Pictures do not belong in your copy. Repeat all the other data exactly.

+++

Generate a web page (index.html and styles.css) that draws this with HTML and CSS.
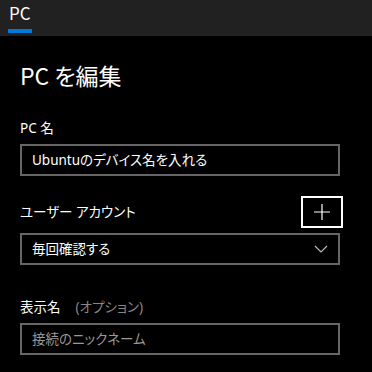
FILE: index.html
```html
<!DOCTYPE html>
<html lang="ja">
<head>
  <meta charset="UTF-8" />
  <title>PC を編集</title>
  <link rel="stylesheet" href="styles.css">
</head>
<body>
  <div class="tab-bar">
    <div class="tab active">PC</div>
  </div>

  <div class="page">
    <h1 class="page-title">PC を編集</h1>

    <div class="field">
      <label class="field-label">PC 名</label>
      <div class="text-box">Ubuntuのデバイス名を入れる</div>
    </div>

    <div class="field account-field">
      <div class="label-row">
        <label class="field-label">ユーザー アカウント</label>
        <button class="add-button" title="追加">
          <svg width="18" height="18" viewBox="0 0 18 18">
            <path d="M9 1v16M1 9h16" stroke="#fff" stroke-width="1.2" fill="none"/>
          </svg>
        </button>
      </div>
      <div class="text-box select-box">
        <span>毎回確認する</span>
        <svg class="chevron" width="14" height="8" viewBox="0 0 14 8">
          <path d="M1 1l6 6 6-6" stroke="#bbb" stroke-width="1.2" fill="none"/>
        </svg>
      </div>
    </div>

    <div class="field display-field">
      <label class="field-label">表示名<span class="optional">(オプション)</span></label>
      <div class="text-box placeholder">接続のニックネーム</div>
    </div>
  </div>
</body>
</html>
```

FILE: styles.css
```css
body {
  margin: 0;
  font-family: "Noto Sans", "Noto Sans CJK JP", sans-serif;
  font-feature-settings: "palt";
  background-color: #000;
  color: #fff;
  width: 372px;
  height: 372px;
  overflow: hidden;
}

.tab-bar {
  height: 36px;
  background-color: #212121;
  display: flex;
  padding-left: 8px;
}

.tab {
  font-family: "Noto Sans CJK JP", sans-serif;
  font-size: 17px;
  line-height: 26px;
  height: 29px;
  color: #fff;
  padding: 0 1px;
}

.tab.active {
  border-bottom: 4px solid #0078d7;
}

.page {
  padding: 0 32px 0 20px;
}

.page-title {
  margin: 0;
  padding-top: 24px;
  font-family: "Noto Sans CJK JP", sans-serif;
  font-size: 23px;
  font-weight: 400;
  line-height: 30px;
}

.field {
  margin-top: 28px;
}

.account-field {
  margin-top: 20px;
}

.display-field {
  margin-top: 32px;
}

.field-label {
  display: block;
  font-size: 13.5px;
  line-height: 20px;
  margin-bottom: 6px;
}

.label-row {
  display: flex;
  justify-content: space-between;
  align-items: center;
  margin-bottom: 5px;
}

.label-row .field-label {
  margin-bottom: 0;
}

.add-button {
  width: 42px;
  height: 32px;
  margin-right: -3px;
  border: 2px solid #fff;
  background: transparent;
  display: flex;
  align-items: center;
  justify-content: center;
  padding: 0;
}

.text-box {
  height: 32px;
  box-sizing: border-box;
  border: 2px solid #666;
  padding: 0 10px;
  font-size: 13.5px;
  line-height: 28px;
  color: #fff;
}

.select-box {
  display: flex;
  justify-content: space-between;
  align-items: center;
}

.placeholder {
  color: #999;
}

.optional {
  color: #888;
  margin-left: 15px;
}
```
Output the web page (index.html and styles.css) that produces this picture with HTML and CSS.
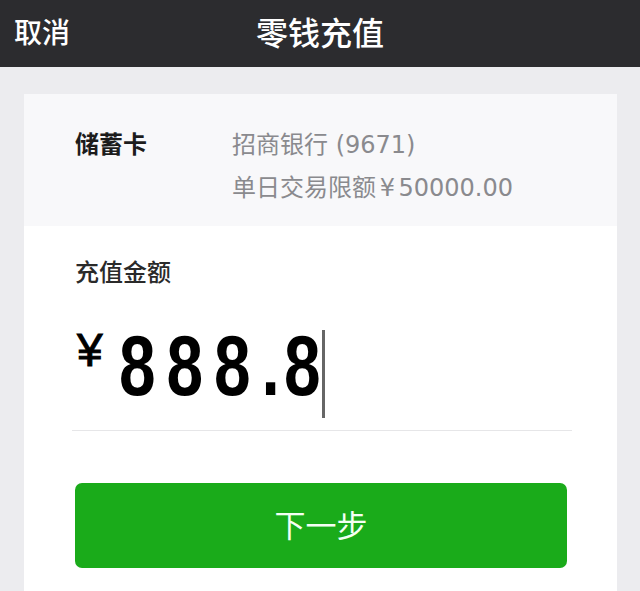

+++

[Solution to this problem]
Generate a web page (index.html and styles.css) that draws this with HTML and CSS.
FILE: index.html
```html
<!DOCTYPE html>
<html lang="ja">
<head>
  <meta charset="UTF-8" />
  <title>PC を編集</title>
  <link rel="stylesheet" href="styles.css">
</head>
<body>
  <div class="tab-bar">
    <div class="tab active">PC</div>
  </div>

  <div class="page">
    <h1 class="page-title">PC を編集</h1>

    <div class="field">
      <label class="field-label">PC 名</label>
      <div class="text-box">Ubuntuのデバイス名を入れる</div>
    </div>

    <div class="field account-field">
      <div class="label-row">
        <label class="field-label">ユーザー アカウント</label>
        <button class="add-button" title="追加">
          <svg width="18" height="18" viewBox="0 0 18 18">
            <path d="M9 1v16M1 9h16" stroke="#fff" stroke-width="1.2" fill="none"/>
          </svg>
        </button>
      </div>
      <div class="text-box select-box">
        <span>毎回確認する</span>
        <svg class="chevron" width="14" height="8" viewBox="0 0 14 8">
          <path d="M1 1l6 6 6-6" stroke="#bbb" stroke-width="1.2" fill="none"/>
        </svg>
      </div>
    </div>

    <div class="field display-field">
      <label class="field-label">表示名<span class="optional">(オプション)</span></label>
      <div class="text-box placeholder">接続のニックネーム</div>
    </div>
  </div>
</body>
</html>
```

FILE: styles.css
```css
body {
  margin: 0;
  font-family: "Noto Sans", "Noto Sans CJK JP", sans-serif;
  font-feature-settings: "palt";
  background-color: #000;
  color: #fff;
  width: 372px;
  height: 372px;
  overflow: hidden;
}

.tab-bar {
  height: 36px;
  background-color: #212121;
  display: flex;
  padding-left: 8px;
}

.tab {
  font-family: "Noto Sans CJK JP", sans-serif;
  font-size: 17px;
  line-height: 26px;
  height: 29px;
  color: #fff;
  padding: 0 1px;
}

.tab.active {
  border-bottom: 4px solid #0078d7;
}

.page {
  padding: 0 32px 0 20px;
}

.page-title {
  margin: 0;
  padding-top: 24px;
  font-family: "Noto Sans CJK JP", sans-serif;
  font-size: 23px;
  font-weight: 400;
  line-height: 30px;
}

.field {
  margin-top: 28px;
}

.account-field {
  margin-top: 20px;
}

.display-field {
  margin-top: 32px;
}

.field-label {
  display: block;
  font-size: 13.5px;
  line-height: 20px;
  margin-bottom: 6px;
}

.label-row {
  display: flex;
  justify-content: space-between;
  align-items: center;
  margin-bottom: 5px;
}

.label-row .field-label {
  margin-bottom: 0;
}

.add-button {
  width: 42px;
  height: 32px;
  margin-right: -3px;
  border: 2px solid #fff;
  background: transparent;
  display: flex;
  align-items: center;
  justify-content: center;
  padding: 0;
}

.text-box {
  height: 32px;
  box-sizing: border-box;
  border: 2px solid #666;
  padding: 0 10px;
  font-size: 13.5px;
  line-height: 28px;
  color: #fff;
}

.select-box {
  display: flex;
  justify-content: space-between;
  align-items: center;
}

.placeholder {
  color: #999;
}

.optional {
  color: #888;
  margin-left: 15px;
}
```
Output the web page (index.html and styles.css) that produces this picture with HTML and CSS.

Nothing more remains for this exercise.